The penalty for second degree murder is not less than ten years. The court upon conviction for this offense may sentence to imprisonment from ten years to any greater number of years or life. The contention has often been made under statutes like or similar to our section 43-6109, supra, that since the maximum prescribed sentence is life, there is no possibility of imposing imprisonment for one-half of life and the statute is impossible of execution and therefore of no effect. While this line of reasoning is plausible, the courts have refused to follow it. They hold that where a court is given the discretion to fix a period of years to life, it can take as the prescribed maximum such period of years as it deems proper as a base maximum and impose a sentence for the attempt at not to exceed one-half such base maximum. In re De Camp, 15 Utah 158, 49 P. 823; People v. Gardner, 98 Cal. 127, 32 P. 880.

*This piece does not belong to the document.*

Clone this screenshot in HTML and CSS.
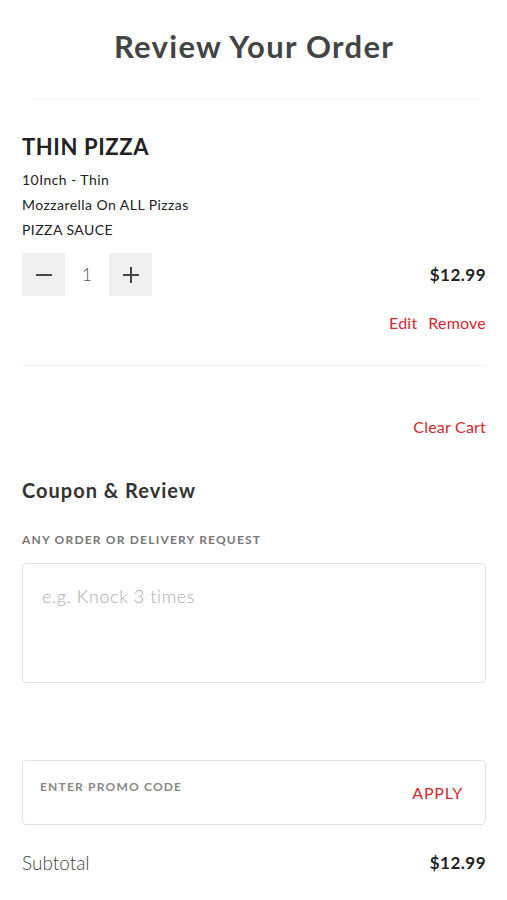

We agree with these authorities and our view is that since the information necessarily charged attempted second degree murder and the verdict of guilty could not be for an offense greater than that charged, the court was justified in sentencing the defendant on the basis of a conviction for attempted second degree murder. The sentence here imposed did not exceed one-half the longest term of imprisonment for second degree murder and is therefore legal.
PHELPS, C.J., and STANFORD, LA PRADE, and UDALL, JJ., concurring.